Step 2: Find the Real Impact

Who benefits from the “victim” narrative?

  • Does it lead to harmful laws or policies?

  • Is someone else’s voice or rights being silenced?


Step 3: Separate Emotion from Evidence

Just because someone feels attacked doesn’t mean they are.

  • Look for statistics, historical context, and opposing views

  • Check if the claim is based on anecdotes or patterns


Step 4: Watch for Substitution

Is a symbol being substituted for reality?

Example:

  • “The American flag is under attack!”
    (Really: Someone criticized nationalism)

  • “They canceled Dr. Seuss!”
    (Really: A publisher pulled outdated titles voluntarily)


XVIII. Preview of Part 4

In the next segment, we’ll explore:

  • How victim narratives evolve to survive fact-checking

  • The psychological appeal of “being the underdog”

  • How to resist and respond without sounding insensitive

  • Methods for teaching others to recognize rhetorical victimhood


XIX. Evolving the Narrative: When the Facts Don’t Cooperate

One of the most cunning features of the Republican victimhood strategy is its adaptability. When facts, investigations, or outcomes contradict the victim story — the narrative shifts, the language reframes, and a new layer of martyrdom is born.

This ability to mutate and survive truth is what makes the tactic so potent.


A. “They’re Covering It Up”

When accusations are proven false, the next step is not concession — it’s escalation:

  • “The deep state is hiding the truth.”

  • “The media is in on it.”

  • “The system is rigged against us.”

🧠 Psychological play:
Rather than dismantling the belief, opposition becomes proof of a grander conspiracy. The victim status is upgraded from “wronged” to “hunted.”
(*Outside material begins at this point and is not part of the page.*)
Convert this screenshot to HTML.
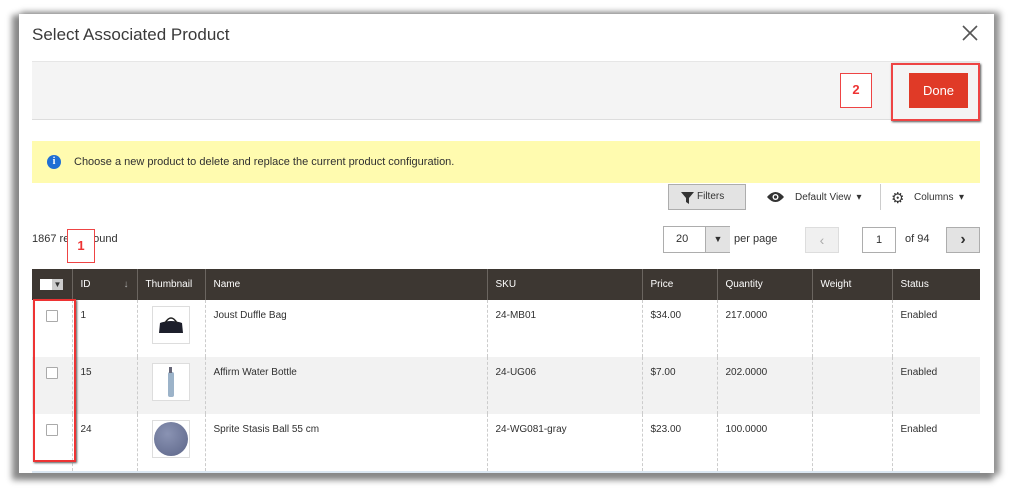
<!DOCTYPE html><html><head><style>
*{box-sizing:border-box;margin:0;padding:0}
body{width:1013px;height:488px;background:#fff;font-family:"Liberation Sans",sans-serif;position:relative;overflow:hidden;color:#303030}
.modal{position:absolute;left:19px;top:14px;width:975px;height:459px;background:#fff;box-shadow:-4px 4px 6px 3px #888,4px 0 6px 2px #999}
.a{position:absolute}
.t{font-size:11px;color:#303030}
th,td{font-size:10px}
table{border-collapse:collapse;position:absolute;left:13px;top:255px;width:948px;table-layout:fixed}
th{background:#3d3732;color:#fff;font-weight:normal;text-align:left;height:31px;padding:0 8px;border-left:1px solid #6b6560}
td{vertical-align:top;padding:10px 8px 8px;height:57px;border-left:1px dashed #ccc}
tr.g td{background:#f2f2f2}
.cb{width:12px;height:12px;border:1px solid #aaa;background:#fff;border-radius:1px;margin:0 0 0 6px}
.th{width:38px;height:38px;border:1px solid #ddd;background:#fff;margin:-4px auto 0;display:flex;align-items:center;justify-content:center}
</style></head><body>
<div class="modal">
<div class="a" style="left:13px;top:11px;font-size:17px;color:#3a3a3a">Select Associated Product</div>
<svg class="a" style="left:943px;top:11px" width="16" height="16"><path d="M1 1L15 15M15 1L1 15" stroke="#555" stroke-width="1.6"/></svg>
<div class="a" style="left:13px;top:47px;width:948px;height:59px;background:#f4f4f4;border-top:1px solid #e6e6e6;border-bottom:1px solid #ddd"></div>
<div class="a" style="left:821px;top:59px;width:32px;height:35px;border:1.5px solid #e44;background:#fff;color:#e33;font-weight:bold;font-size:13px;text-align:center;line-height:32px">2</div>
<div class="a" style="left:872px;top:49px;width:89px;height:58px;border:2px solid #e44;box-shadow:1px 1px 2px #555"></div>
<div class="a" style="left:890px;top:59px;width:59px;height:35px;background:#e03a27;color:#fff;font-size:13px;text-align:center;line-height:35px">Done</div>
<div class="a" style="left:13px;top:127px;width:948px;height:42px;background:#fffbaf"></div>
<div class="a" style="left:28px;top:141px;width:14px;height:14px;border-radius:50%;background:#1f6ed4;color:#fff;font-size:10px;font-weight:bold;text-align:center;line-height:14px;font-family:'Liberation Serif',serif">i</div>
<div class="a t" style="left:55px;top:142px">Choose a new product to delete and replace the current product configuration.</div>
<div class="a" style="left:649px;top:170px;width:78px;height:26px;background:#e3e3e3;border:1px solid #adadad;font-size:10px;color:#333;line-height:24px;padding-left:28px">Filters</div>
<svg class="a" style="left:662px;top:177px" width="13" height="13"><path d="M0 1H13L8 7V13L5 11V7Z" fill="#333"/></svg>
<svg class="a" style="left:747px;top:177px" width="19" height="12"><path d="M1 6Q9.5-4 18 6Q9.5 16 1 6Z" fill="#333"/><circle cx="9.5" cy="6" r="3" fill="#fff"/><circle cx="9.5" cy="6" r="1.6" fill="#333"/></svg>
<div class="a" style="left:776px;top:178px;font-size:10px;color:#333">Default View &nbsp;▾</div>
<div class="a" style="left:861px;top:170px;width:1px;height:26px;background:#ccc"></div>
<div class="a" style="left:872px;top:175px;font-size:15px;color:#333">⚙</div>
<div class="a" style="left:895px;top:178px;font-size:10px;color:#333">Columns &nbsp;▾</div>
<div class="a t" style="left:13px;top:219px">1867 re&nbsp;&nbsp;&nbsp;&nbsp;s found</div>
<div class="a" style="left:48px;top:215px;width:28px;height:34px;border:1.5px solid #e44;background:#fff;color:#e33;font-weight:bold;font-size:13px;text-align:center;line-height:32px">1</div>
<div class="a" style="left:644px;top:212px;width:67px;height:27px;border:1px solid #adadad;background:#fff;font-size:11px;line-height:25px;padding-left:12px">20</div>
<div class="a" style="left:686px;top:213px;width:25px;height:25px;background:#e3e3e3;border-left:1px solid #adadad;font-size:9px;text-align:center;line-height:25px">▼</div>
<div class="a t" style="left:715px;top:219px">per page</div>
<div class="a" style="left:786px;top:213px;width:34px;height:26px;background:#f0f0f0;border:1px solid #ddd;color:#aaa;text-align:center;line-height:24px;font-size:14px">‹</div>
<div class="a" style="left:843px;top:213px;width:34px;height:26px;border:1px solid #adadad;text-align:center;line-height:24px;font-size:11px">1</div>
<div class="a t" style="left:886px;top:219px">of 94</div>
<div class="a" style="left:927px;top:213px;width:34px;height:26px;background:#e3e3e3;border:1px solid #adadad;text-align:center;line-height:23px;font-size:16px;font-weight:bold;color:#333">›</div>
<table>
<colgroup><col style="width:40px"><col style="width:65px"><col style="width:68px"><col style="width:282px"><col style="width:155px"><col style="width:75px"><col style="width:95px"><col style="width:80px"><col style="width:88px"></colgroup>
<tr><th style="border-left:none"><span style="display:inline-block;width:12px;height:11px;background:#fff;vertical-align:middle"></span><span style="display:inline-block;width:11px;height:11px;background:#ccc;color:#333;font-size:8px;text-align:center;line-height:11px;vertical-align:middle">▼</span></th><th>ID<span style="float:right;color:#aaa">↓</span></th><th>Thumbnail</th><th>Name</th><th>SKU</th><th>Price</th><th>Quantity</th><th>Weight</th><th>Status</th></tr>
<tr><td style="border-left:none"><div class="cb"></div></td><td>1</td><td><div class="th"><svg width="30" height="20"><path d="M4 8Q15 4 26 8L27 18H3Z" fill="#1d1f2b"/><path d="M9 8Q15-2 21 8" stroke="#222" fill="none" stroke-width="1.5"/></svg></div></td><td>Joust Duffle Bag</td><td>24-MB01</td><td>$34.00</td><td>217.0000</td><td></td><td>Enabled</td></tr>
<tr class="g"><td style="border-left:none"><div class="cb"></div></td><td>15</td><td><div class="th"><svg width="10" height="32"><rect x="2" y="6" width="6" height="25" rx="2" fill="#9cb3c9"/><rect x="3" y="1" width="3" height="6" fill="#667"/></svg></div></td><td>Affirm Water Bottle</td><td>24-UG06</td><td>$7.00</td><td>202.0000</td><td></td><td>Enabled</td></tr>
<tr><td style="border-left:none"><div class="cb"></div></td><td>24</td><td><div class="th"><div style="width:34px;height:34px;border-radius:50%;background:radial-gradient(circle at 40% 35%,#8a93b3,#5c6588)"></div></div></td><td>Sprite Stasis Ball 55 cm</td><td>24-WG081-gray</td><td>$23.00</td><td>100.0000</td><td></td><td>Enabled</td></tr>
</table>
<div class="a" style="left:13px;top:457px;width:948px;height:2px;background:#dbe7f2"></div>
<div class="a" style="left:14px;top:285px;width:43px;height:163px;border:2.5px solid #e33;box-shadow:1px 1px 2px #555"></div>
</div>
</body></html>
B. “I’m Just Asking Questions”

When claims can’t be backed with evidence, the fallback becomes the illusion of curiosity.

Example:

“I’m not saying the election was stolen… I’m just asking questions. Why can’t we talk about it?”

🔍 What’s happening:

  • This tactic pretends neutrality but introduces doubt

  • If challenged, the speaker claims censorship: “They’re silencing my right to ask!”

  • The idea is planted without responsibility for its consequences

🎯 Net effect: The speaker gets the benefit of spreading suspicion — while dodging accountability.
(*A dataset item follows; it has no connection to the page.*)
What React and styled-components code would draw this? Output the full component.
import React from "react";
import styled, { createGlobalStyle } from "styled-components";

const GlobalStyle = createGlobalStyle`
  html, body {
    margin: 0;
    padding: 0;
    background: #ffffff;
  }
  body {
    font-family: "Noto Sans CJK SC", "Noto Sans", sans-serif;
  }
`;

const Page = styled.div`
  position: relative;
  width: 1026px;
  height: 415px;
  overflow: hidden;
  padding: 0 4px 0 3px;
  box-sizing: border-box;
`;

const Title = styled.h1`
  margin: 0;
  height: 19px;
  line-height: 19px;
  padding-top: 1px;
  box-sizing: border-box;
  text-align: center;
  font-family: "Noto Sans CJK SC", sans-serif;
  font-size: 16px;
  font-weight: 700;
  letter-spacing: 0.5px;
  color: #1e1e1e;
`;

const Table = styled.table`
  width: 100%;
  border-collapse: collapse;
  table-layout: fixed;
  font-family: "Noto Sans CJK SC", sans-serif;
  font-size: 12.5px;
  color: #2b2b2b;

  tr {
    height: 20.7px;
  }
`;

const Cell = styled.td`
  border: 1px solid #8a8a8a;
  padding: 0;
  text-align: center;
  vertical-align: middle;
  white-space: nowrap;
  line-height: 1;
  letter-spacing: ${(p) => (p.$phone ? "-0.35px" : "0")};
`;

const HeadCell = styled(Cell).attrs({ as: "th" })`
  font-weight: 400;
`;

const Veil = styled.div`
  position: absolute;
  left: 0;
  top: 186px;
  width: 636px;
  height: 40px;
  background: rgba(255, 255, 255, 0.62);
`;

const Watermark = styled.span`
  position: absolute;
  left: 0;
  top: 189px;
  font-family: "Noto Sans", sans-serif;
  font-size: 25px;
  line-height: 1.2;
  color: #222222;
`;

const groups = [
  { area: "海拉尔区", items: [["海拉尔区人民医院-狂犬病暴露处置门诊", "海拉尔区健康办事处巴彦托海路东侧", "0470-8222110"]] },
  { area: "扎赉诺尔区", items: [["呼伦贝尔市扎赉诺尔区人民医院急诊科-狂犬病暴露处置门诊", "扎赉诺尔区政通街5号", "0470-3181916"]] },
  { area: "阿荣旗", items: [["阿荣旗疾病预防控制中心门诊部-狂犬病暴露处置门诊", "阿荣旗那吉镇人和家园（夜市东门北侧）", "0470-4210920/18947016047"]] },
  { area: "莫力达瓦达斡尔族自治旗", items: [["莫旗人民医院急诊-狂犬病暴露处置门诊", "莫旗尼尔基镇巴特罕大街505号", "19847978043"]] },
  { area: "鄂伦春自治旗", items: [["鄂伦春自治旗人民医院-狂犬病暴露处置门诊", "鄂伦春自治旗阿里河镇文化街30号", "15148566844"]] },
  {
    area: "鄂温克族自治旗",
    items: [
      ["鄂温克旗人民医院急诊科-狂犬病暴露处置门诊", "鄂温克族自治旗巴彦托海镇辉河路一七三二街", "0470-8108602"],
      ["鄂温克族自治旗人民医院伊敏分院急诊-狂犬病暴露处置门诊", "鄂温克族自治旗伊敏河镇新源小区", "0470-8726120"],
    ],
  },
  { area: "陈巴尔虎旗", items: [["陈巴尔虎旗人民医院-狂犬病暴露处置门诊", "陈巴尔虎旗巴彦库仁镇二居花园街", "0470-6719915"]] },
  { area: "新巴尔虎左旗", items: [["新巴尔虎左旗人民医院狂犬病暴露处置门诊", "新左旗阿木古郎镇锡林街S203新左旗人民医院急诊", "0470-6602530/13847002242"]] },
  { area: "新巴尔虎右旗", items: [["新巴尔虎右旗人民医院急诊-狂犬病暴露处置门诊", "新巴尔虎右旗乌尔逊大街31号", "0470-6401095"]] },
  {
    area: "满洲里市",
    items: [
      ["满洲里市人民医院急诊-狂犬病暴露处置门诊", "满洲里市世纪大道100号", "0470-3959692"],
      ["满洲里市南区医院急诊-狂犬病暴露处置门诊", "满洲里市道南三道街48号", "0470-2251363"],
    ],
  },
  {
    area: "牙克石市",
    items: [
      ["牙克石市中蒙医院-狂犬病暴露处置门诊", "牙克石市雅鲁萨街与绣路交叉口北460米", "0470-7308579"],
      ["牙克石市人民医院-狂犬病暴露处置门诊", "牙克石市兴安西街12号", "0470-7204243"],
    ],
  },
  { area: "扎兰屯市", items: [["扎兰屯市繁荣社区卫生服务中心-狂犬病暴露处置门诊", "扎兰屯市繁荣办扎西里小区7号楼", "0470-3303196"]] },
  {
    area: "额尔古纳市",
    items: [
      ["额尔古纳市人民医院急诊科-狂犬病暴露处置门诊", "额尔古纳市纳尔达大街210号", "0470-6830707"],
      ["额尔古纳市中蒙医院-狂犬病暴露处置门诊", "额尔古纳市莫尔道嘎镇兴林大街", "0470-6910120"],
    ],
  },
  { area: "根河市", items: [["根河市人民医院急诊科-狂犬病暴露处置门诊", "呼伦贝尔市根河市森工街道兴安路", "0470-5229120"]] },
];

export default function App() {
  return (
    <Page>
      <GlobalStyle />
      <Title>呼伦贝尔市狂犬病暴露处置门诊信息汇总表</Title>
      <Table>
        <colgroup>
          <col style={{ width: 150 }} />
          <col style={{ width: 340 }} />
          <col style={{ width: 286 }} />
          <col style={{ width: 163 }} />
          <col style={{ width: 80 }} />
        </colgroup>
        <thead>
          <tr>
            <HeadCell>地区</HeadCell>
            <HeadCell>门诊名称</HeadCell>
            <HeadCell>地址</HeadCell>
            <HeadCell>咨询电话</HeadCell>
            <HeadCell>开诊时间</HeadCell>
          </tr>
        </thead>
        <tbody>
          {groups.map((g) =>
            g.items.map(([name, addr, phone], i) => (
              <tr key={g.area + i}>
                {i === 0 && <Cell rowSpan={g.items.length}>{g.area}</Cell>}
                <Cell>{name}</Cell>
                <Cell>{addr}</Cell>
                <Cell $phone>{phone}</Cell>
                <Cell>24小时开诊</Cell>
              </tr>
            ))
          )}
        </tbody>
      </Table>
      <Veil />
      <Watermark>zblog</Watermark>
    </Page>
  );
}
C. “I’ve Been Canceled, So I Must Be Right”

Another powerful mutation is the self-fulfilling prophecy of cancellation.

  • If they’re kicked off Twitter → “They’re afraid of the truth!”

  • If they’re criticized → “The mob hates free thinkers.”

  • If advertisers pull funding → “I’m being punished for loving America.”

🎭 Victimhood becomes a badge of honor.

Even disciplinary actions become evidence of persecution — not behavior.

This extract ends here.